V, the protagonist in the story, is the lone surviving prisoner of Valerie’s death camp. Valerie shared her story with him via scrawlings on toilet paper, passed through a rat hole to the adjacent cell. When V exacts vengeance on the death camp’s central figures, he leaves a Scarlet Carson at the scene after he kills them, in Valerie’s memory.
There’s a lot more to the story than just roses and vengeance. It always gets me thinking about the nature, and the cost, of freedom. There’s a lot of dark stuff, and V is definitely not a cuddly hero. (And in the graphic novel – the movie is based on it – they’re Violet Carsons).
But since I’m more familiar with the movie, they’re Scarlet Carsons to me first, and I’ve ascribed my own symbolism to them. I think it might be more in line with how Valerie thought of them before her death – Scarlet Carsons as representative of the best times in life. Times filled with love, and freedom, and contentment. For Valerie, those times lasted for three years. I think for the rest of us, those times are fleeting. And itinerant.
This personal symbolism occurred to me this past May, at the end of the Memorial Day holiday. It was an enjoyable, if unremarkable, weekend. I watched Guardians of the Galaxy twice – once by myself, and another time with Tim (husband). We did some gardening (although Tim kind of did the opposite of Ruth – he trimmed the hell out of Peggy Martin, my climbing rosebush – but she’s pretty resilient.
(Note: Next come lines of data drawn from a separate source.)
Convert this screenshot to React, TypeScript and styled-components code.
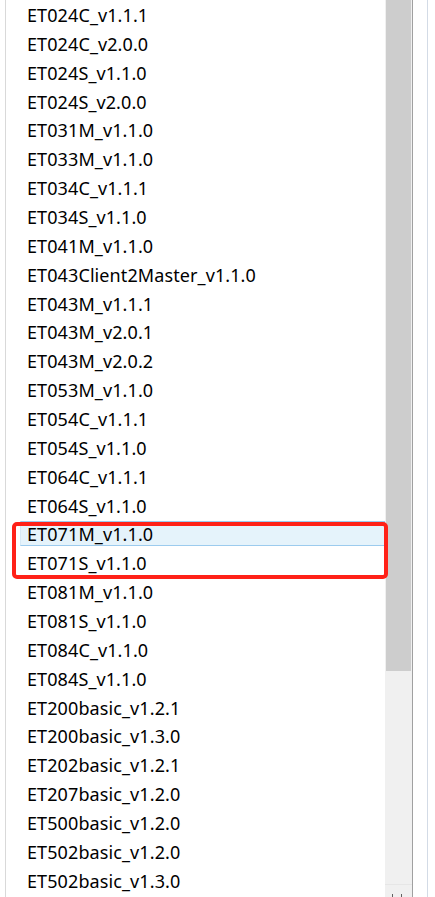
import React from 'react';
import styled, { createGlobalStyle } from 'styled-components';

const GlobalStyle = createGlobalStyle`
  html, body {
    margin: 0;
    padding: 0;
    background: #ffffff;
    overflow: hidden;
  }
  body {
    font-family: "Noto Sans", "Liberation Sans", sans-serif;
  }
`;

const Window = styled.div`
  position: relative;
  display: flex;
  width: 435px;
  height: 897px;
  overflow: hidden;
  background: #ffffff;
`;

const ListBox = styled.div`
  display: flex;
  width: 406px;
  height: 100%;
  margin-left: 5px;
  border-left: 1px solid #d9d9d9;
  border-right: 1px solid #a0a0a0;
`;

const Items = styled.div`
  flex: 1;
  padding: 2px 0 0 14px;
  overflow: hidden;
`;

const Row = styled.div<{ $selected?: boolean }>`
  height: 25px;
  margin-bottom: 3.87px;
  padding-left: 6px;
  line-height: 24px;
  font-size: 18px;
  letter-spacing: 0.1px;
  color: #000000;
  white-space: nowrap;
  box-sizing: border-box;
  background: ${(p) => (p.$selected ? '#e5f3fb' : 'transparent')};
  border: 1px solid ${(p) => (p.$selected ? '#9ccbee' : 'transparent')};
  border-left-color: ${(p) => (p.$selected ? '#d6e9f6' : 'transparent')};
`;

const ScrollBar = styled.div`
  display: flex;
  flex-direction: column;
  width: 27px;
  height: 100%;
  background: #f0f0f0;
`;

const Thumb = styled.div`
  height: 671px;
  margin: 0 1px;
  background: #cdcdcd;
`;

const Track = styled.div`
  flex: 1;
  border-bottom: 1px solid #e6e6e6;
  margin-bottom: 12px;
`;

const ArrowDown = styled.div`
  position: absolute;
  left: 392px;
  bottom: -3px;
  width: 8px;
  height: 6px;
  border-left: 1px solid #606060;
  border-right: 1px solid #606060;
`;

const Side = styled.div`
  width: 14px;
  height: 100%;
  border-right: 1px solid #d3dbe6;
`;

const Highlight = styled.div`
  position: absolute;
  left: 12px;
  top: 522px;
  width: 376px;
  height: 57px;
  border: 4px solid #ff2118;
  border-radius: 5px;
  box-sizing: border-box;
  pointer-events: none;
`;

const items = [
  'ET024C_v1.1.1',
  'ET024C_v2.0.0',
  'ET024S_v1.1.0',
  'ET024S_v2.0.0',
  'ET031M_v1.1.0',
  'ET033M_v1.1.0',
  'ET034C_v1.1.1',
  'ET034S_v1.1.0',
  'ET041M_v1.1.0',
  'ET043Client2Master_v1.1.0',
  'ET043M_v1.1.1',
  'ET043M_v2.0.1',
  'ET043M_v2.0.2',
  'ET053M_v1.1.0',
  'ET054C_v1.1.1',
  'ET054S_v1.1.0',
  'ET064C_v1.1.1',
  'ET064S_v1.1.0',
  'ET071M_v1.1.0',
  'ET071S_v1.1.0',
  'ET081M_v1.1.0',
  'ET081S_v1.1.0',
  'ET084C_v1.1.0',
  'ET084S_v1.1.0',
  'ET200basic_v1.2.1',
  'ET200basic_v1.3.0',
  'ET202basic_v1.2.1',
  'ET207basic_v1.2.0',
  'ET500basic_v1.2.0',
  'ET502basic_v1.2.0',
  'ET502basic_v1.3.0',
];

export default function App() {
  return (
    <Window>
      <GlobalStyle />
      <ListBox>
        <Items>
          {items.map((name) => (
            <Row key={name} $selected={name === 'ET071M_v1.1.0'}>
              {name}
            </Row>
          ))}
        </Items>
        <ScrollBar>
          <Thumb />
          <Track />
        </ScrollBar>
      </ListBox>
      <Side />
      <ArrowDown />
      <Highlight />
    </Window>
  );
}
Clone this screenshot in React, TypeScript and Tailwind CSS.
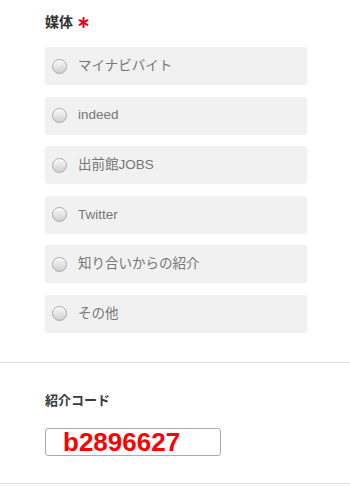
const options = ['マイナビバイト', 'indeed', '出前館JOBS', 'Twitter', '知り合いからの紹介', 'その他'];

function Radio() {
  return (
    <span className="w-[15px] h-[15px] rounded-full border border-[#a9a9a9] bg-gradient-to-b from-[#fafafa] to-[#cfcfcf] shadow-[inset_0_1px_1px_rgba(255,255,255,0.9)] shrink-0" />
  );
}

function RequiredMark() {
  return (
    <svg width="11" height="11" viewBox="0 0 12 12" className="ml-[5px]" aria-hidden>
      <g stroke="#e60012" strokeWidth="2.2" strokeLinecap="round">
        <line x1="6" y1="1" x2="6" y2="11" />
        <line x1="1.7" y1="3.5" x2="10.3" y2="8.5" />
        <line x1="1.7" y1="8.5" x2="10.3" y2="3.5" />
      </g>
    </svg>
  );
}

export default function App() {
  return (
    <div className="w-[350px] h-[492px] bg-white overflow-hidden font-['Liberation_Sans','Noto_Sans_CJK_JP',sans-serif]">
      {/* 媒体 */}
      <section className="pl-[45px] pr-[43px] pt-[13px] pb-[29px] border-b border-[#e3e3e3]">
        <div className="flex items-center h-[18px] text-[14px] font-bold text-[#333]">
          <span>媒体</span>
          <RequiredMark />
        </div>
        <div className="mt-[16px] flex flex-col gap-[11.6px]">
          {options.map((label) => (
            <label
              key={label}
              className="h-[38px] rounded-[4px] bg-[#f1f1f1] shadow-[0_0_1px_rgba(0,0,0,0.08)] flex items-center pl-[7px] gap-[11px] text-[13.5px] text-[#777]"
            >
              <Radio />
              <span>{label}</span>
            </label>
          ))}
        </div>
      </section>

      {/* 紹介コード */}
      <section className="pl-[45px] pt-[30px] pb-[27px] border-b border-[#e3e3e3]">
        <div className="h-[16px] flex items-center text-[13px] font-bold text-[#3a3a3a]">紹介コード</div>
        <div className="mt-[19px] w-[176px] h-[28px] rounded-[3px] border border-[#aaa] bg-white flex items-center pl-[17px]">
          <span className="text-[26px] leading-none font-bold text-[#ff0000] [text-shadow:0_0_2px_#fff,1px_1px_0_#fff,-1px_-1px_0_#fff]">
            b2896627
          </span>
        </div>
      </section>
    </div>
  );
}
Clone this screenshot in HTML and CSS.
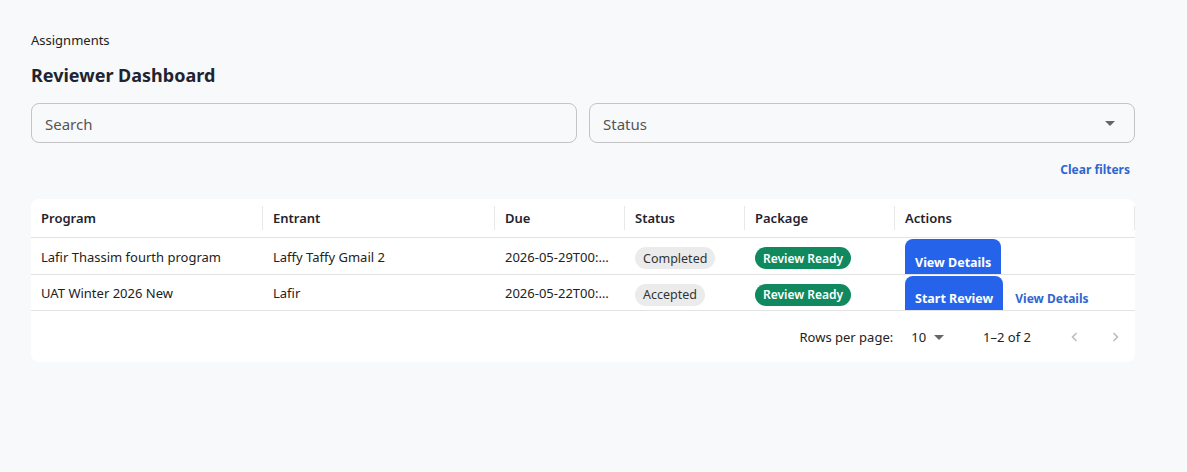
FILE: index.html
```html
<!DOCTYPE html>
<html lang="en">
<head>
<meta charset="utf-8">
<title>Reviewer Dashboard</title>
<link rel="stylesheet" href="styles.css">
</head>
<body>
<div class="page">
  <div class="crumb">Assignments</div>
  <h1 class="title">Reviewer Dashboard</h1>
  <div class="filters">
    <div class="field"><span class="placeholder">Search</span></div>
    <div class="field select"><span class="placeholder">Status</span><span class="caret"></span></div>
  </div>
  <div class="clear-row"><a class="clear">Clear filters</a></div>
  <div class="card">
    <table class="grid">
      <colgroup>
        <col class="c1"><col class="c2"><col class="c3"><col class="c4"><col class="c5"><col class="c6">
      </colgroup>
      <thead>
        <tr>
          <th>Program</th><th>Entrant</th><th>Due</th><th>Status</th><th>Package</th><th>Actions</th>
        </tr>
      </thead>
      <tbody>
        <tr>
          <td>Lafir Thassim fourth program</td>
          <td>Laffy Taffy Gmail 2</td>
          <td>2026-05-29T00:…</td>
          <td><span class="chip">Completed</span></td>
          <td><span class="chip ok">Review Ready</span></td>
          <td class="actions"><span class="btn">View Details</span></td>
        </tr>
        <tr class="last">
          <td>UAT Winter 2026 New</td>
          <td>Lafir</td>
          <td>2026-05-22T00:…</td>
          <td><span class="chip">Accepted</span></td>
          <td><span class="chip ok">Review Ready</span></td>
          <td class="actions"><span class="btn">Start Review</span><a class="link">View Details</a></td>
        </tr>
      </tbody>
    </table>
    <div class="pager">
      <span class="rpp">Rows per page:</span>
      <span class="rows">10<span class="caret small"></span></span>
      <span class="range">1–2 of 2</span>
      <span class="nav">
        <svg width="12" height="12" viewBox="0 0 12 12"><path d="M7.5 2 L3.5 6 L7.5 10" fill="none" stroke="#bdbdbd" stroke-width="1.6"/></svg>
        <svg width="12" height="12" viewBox="0 0 12 12"><path d="M4.5 2 L8.5 6 L4.5 10" fill="none" stroke="#bdbdbd" stroke-width="1.6"/></svg>
      </span>
    </div>
  </div>
</div>
</body>
</html>
```

FILE: styles.css
```css
* { box-sizing: border-box; }
html, body { margin: 0; background: #f8f9fb; }
body {
  font-family: "Noto Sans", "Open Sans", sans-serif;
  color: #222;
  font-size: 13px;
}
.page {
  width: 1104px;
  margin-left: 31px;
  padding-top: 31px;
}
.crumb {
  font-size: 13px;
  line-height: 18px;
  color: #222;
}
.title {
  margin: 13px 0 0;
  font-size: 18px;
  line-height: 26px;
  font-weight: 700;
  color: #1e2430;
}
.filters {
  display: flex;
  gap: 12px;
  margin-top: 15px;
}
.field {
  flex: 1;
  height: 40px;
  border: 1px solid #c4c4c4;
  border-radius: 8px;
  display: flex;
  align-items: center;
  padding: 1px 13px 0;
  background: #f8f9fb;
}
.placeholder { font-size: 15px; color: #555; }
.select { justify-content: space-between; }
.caret {
  width: 0; height: 0;
  border-left: 5px solid transparent;
  border-right: 5px solid transparent;
  border-top: 5px solid #666;
  margin-right: 6px;
}
.clear-row {
  display: flex;
  justify-content: flex-end;
  margin-top: 18px;
  padding-right: 5px;
}
.clear {
  font-size: 12px;
  line-height: 18px;
  font-weight: 700;
  color: #2f66d0;
}
.card {
  margin-top: 20px;
  background: #fff;
  border-radius: 8px;
  overflow: hidden;
}
.grid {
  width: 100%;
  border-collapse: collapse;
  table-layout: fixed;
}
.c1 { width: 232px; } .c2 { width: 232px; } .c3 { width: 130px; }
.c4 { width: 120px; } .c5 { width: 150px; } .c6 { width: 240px; }
th {
  position: relative;
  text-align: left;
  font-size: 13px;
  font-weight: 600;
  color: #1e2430;
  height: 38px;
  padding: 0 10px;
  border-bottom: 1px solid #e3e3e3;
}
th::after {
  content: "";
  position: absolute;
  right: 0;
  top: 7px;
  bottom: 7px;
  width: 1px;
  background: #e8e8e8;
}
td {
  height: 36px;
  padding: 2px 10px 0;
  font-size: 13px;
  color: #222;
  border-bottom: 1px solid #e3e3e3;
  white-space: nowrap;
  overflow: hidden;
  vertical-align: middle;
}
tr.last td { height: 35px; }
.chip {
  display: inline-flex;
  align-items: center;
  height: 22px;
  padding: 0 8px;
  border-radius: 11px;
  background: #ebebeb;
  color: #333;
  font-size: 12.5px;
  margin-top: 3px;
}
.chip.ok {
  background: #10895e;
  color: #fff;
  font-weight: 600;
  font-size: 12px;
}
td.actions {
  vertical-align: bottom;
  padding-top: 1px;
}
.btn {
  display: inline-flex;
  align-items: flex-end;
  height: 35px;
  padding: 0 10px 3px;
  background: #2563eb;
  color: #fff;
  font-size: 12.5px;
  font-weight: 700;
  border-radius: 8px 8px 0 0;
  vertical-align: bottom;
}
tr.last .btn { height: 34px; }
.link {
  display: inline-block;
  margin-left: 12px;
  font-size: 12px;
  font-weight: 700;
  color: #2f66d0;
  padding-bottom: 3px;
  vertical-align: bottom;
}
.pager {
  height: 51px;
  display: flex;
  align-items: center;
  justify-content: flex-end;
  font-size: 13px;
  color: #222;
  padding: 2px 14px 0 0;
}
.rows {
  display: inline-flex;
  align-items: center;
  margin-left: 18px;
}
.caret.small { margin-left: 8px; margin-right: 0; border-top-color: #666; }
.range { margin-left: 39px; }
.nav {
  display: inline-flex;
  gap: 28px;
  margin-left: 38px;
}
```
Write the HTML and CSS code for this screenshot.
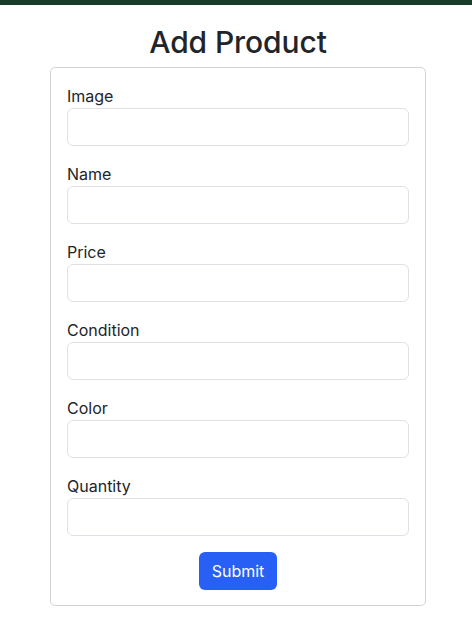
FILE: index.html
```html
<!DOCTYPE html>
<html>
<head>
<meta charset="utf-8">
<link rel="stylesheet" href="styles.css">
</head>
<body>
<div class="topbar"></div>
<main class="page">
  <h1 class="title">Add Product</h1>
  <form class="card">
    <div class="field"><label class="label">Image</label><input class="input" type="text"></div>
    <div class="field"><label class="label">Name</label><input class="input" type="text"></div>
    <div class="field"><label class="label">Price</label><input class="input" type="text"></div>
    <div class="field"><label class="label">Condition</label><input class="input" type="text"></div>
    <div class="field"><label class="label">Color</label><input class="input" type="text"></div>
    <div class="field"><label class="label">Quantity</label><input class="input" type="text"></div>
    <div class="actions"><button class="btn" type="button">Submit</button></div>
  </form>
</main>
</body>
</html>
```
FILE: styles.css
```css
* { box-sizing: border-box; }
html, body { margin: 0; padding: 0; background: #fff; }
body {
  font-family: Inter, "Noto Sans", "Liberation Sans", sans-serif;
  color: #212529;
  font-size: 16px;
  line-height: 1.5;
}
.topbar { height: 5px; background: #1a3d2b; }
.page { display: flex; flex-direction: column; align-items: center; padding-left: 4px; }
.title {
  margin: 18px 0 6px;
  font-size: 30px;
  font-weight: 500;
  line-height: 38px;
  letter-spacing: -0.1px;
}
.card {
  width: 376px;
  border: 1px solid #d3d3d3;
  border-radius: 5px;
  padding: 16px 16px 15px;
  display: flex;
  flex-direction: column;
  gap: 16px;
}
.field { display: flex; flex-direction: column; }
.label { font-size: 16px; line-height: 24px; height: 24px; }
.input {
  height: 38px;
  border: 1px solid #dee2e6;
  border-radius: 6px;
  background: #fff;
  font: inherit;
  padding: 6px 12px;
  outline: none;
}
.actions { display: flex; justify-content: center; }
.btn {
  width: 78px;
  height: 38px;
  border: none;
  border-radius: 6px;
  background: #285ff4;
  color: #fff;
  font-family: inherit;
  font-size: 16px;
  cursor: pointer;
}
```
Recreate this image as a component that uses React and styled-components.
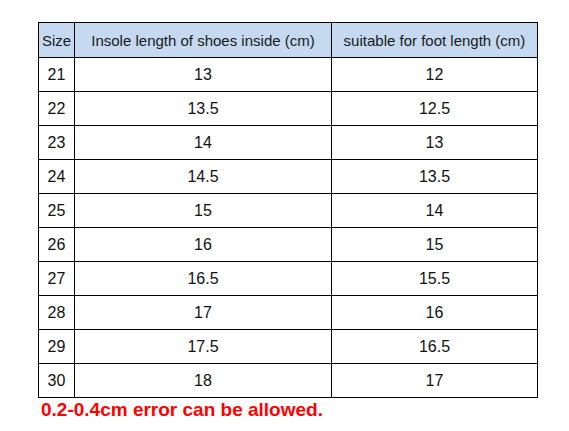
import React from 'react'
import styled, { createGlobalStyle } from 'styled-components'

const GlobalStyle = createGlobalStyle`
    html, body {
        margin: 0;
        padding: 0;
        background: #ffffff;
    }
`;

const rows = [
    ['21', '13', '12'],
    ['22', '13.5', '12.5'],
    ['23', '14', '13'],
    ['24', '14.5', '13.5'],
    ['25', '15', '14'],
    ['26', '16', '15'],
    ['27', '16.5', '15.5'],
    ['28', '17', '16'],
    ['29', '17.5', '16.5'],
    ['30', '18', '17'],
]

export default function App() {
    return (
        <Page>
            <GlobalStyle />
            <Chart>
                <colgroup>
                    <col style={{ width: 36 }} />
                    <col style={{ width: 257 }} />
                    <col style={{ width: 206 }} />
                </colgroup>
                <thead>
                    <tr>
                        <HeadCell>Size</HeadCell>
                        <HeadCell>Insole length of shoes inside (cm)</HeadCell>
                        <HeadCell>suitable for foot length (cm)</HeadCell>
                    </tr>
                </thead>
                <tbody>
                    {rows.map((r) => (
                        <tr key={r[0]}>
                            <Cell>{r[0]}</Cell>
                            <Cell>{r[1]}</Cell>
                            <Cell>{r[2]}</Cell>
                        </tr>
                    ))}
                </tbody>
            </Chart>
            <Note>0.2-0.4cm error can be allowed.</Note>
        </Page>
    )
}

const Page = styled.div`
    width: 569px;
    height: 431px;
    padding: 22px 0 0 38px;
    box-sizing: border-box;
    font-family: 'Liberation Sans', Arial, sans-serif;
`;

const Chart = styled.table`
    border-collapse: collapse;
    table-layout: fixed;
    width: 500px;
`;

const HeadCell = styled.th`
    height: 34px;
    padding: 0;
    border: 1px solid #000000;
    background: #c5d9f1;
    font-weight: normal;
    font-size: 15px;
    color: #1a1a1a;
    text-align: center;
    white-space: nowrap;
`;

const Cell = styled.td`
    height: 33px;
    padding: 0;
    border: 1px solid #000000;
    font-size: 16px;
    color: #111111;
    text-align: center;
`;

const Note = styled.div`
    margin: 1px 0 0 3px;
    color: #ff0000;
    font-weight: bold;
    font-size: 19px;
    line-height: 22px;
`;
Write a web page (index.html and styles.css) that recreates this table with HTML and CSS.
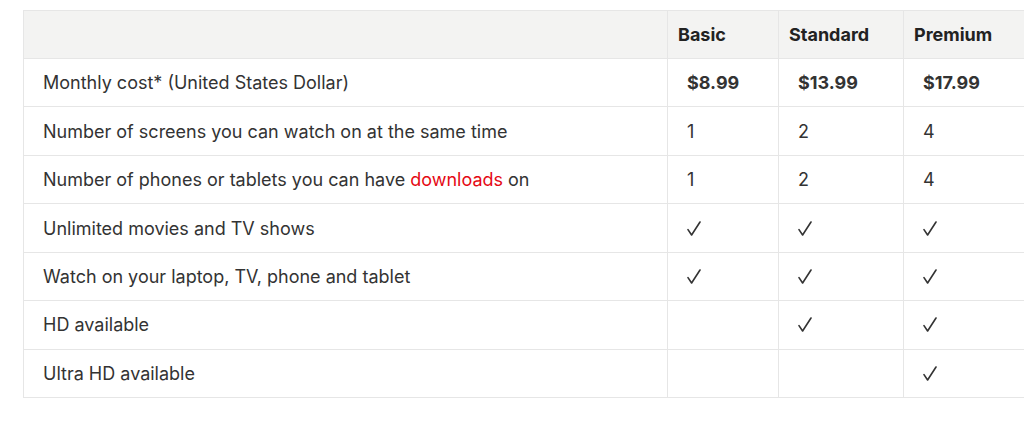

She’s already asserted herself again.) We went to Katie’s for lunch, we went to my niece’s art show. We hung out with friends at Redd’s. On the short drive to Metairie to see my brother and sister, the thought arose. This has been a Scarlet Carson weekend.
It might be this writing thing, but I feel like I’m better able to recognize the good times, the best times, as they’re happening. Or maybe it’s because my sister Julie and I were supposed to spend Memorial Day weekend going through Mom’s house, but decided to postpone. So the time opened itself up, a glorious blank slate.
Or it could be that summer is my favorite season, and by immediate comparison, this summer was tremendously better than the summer of 2014.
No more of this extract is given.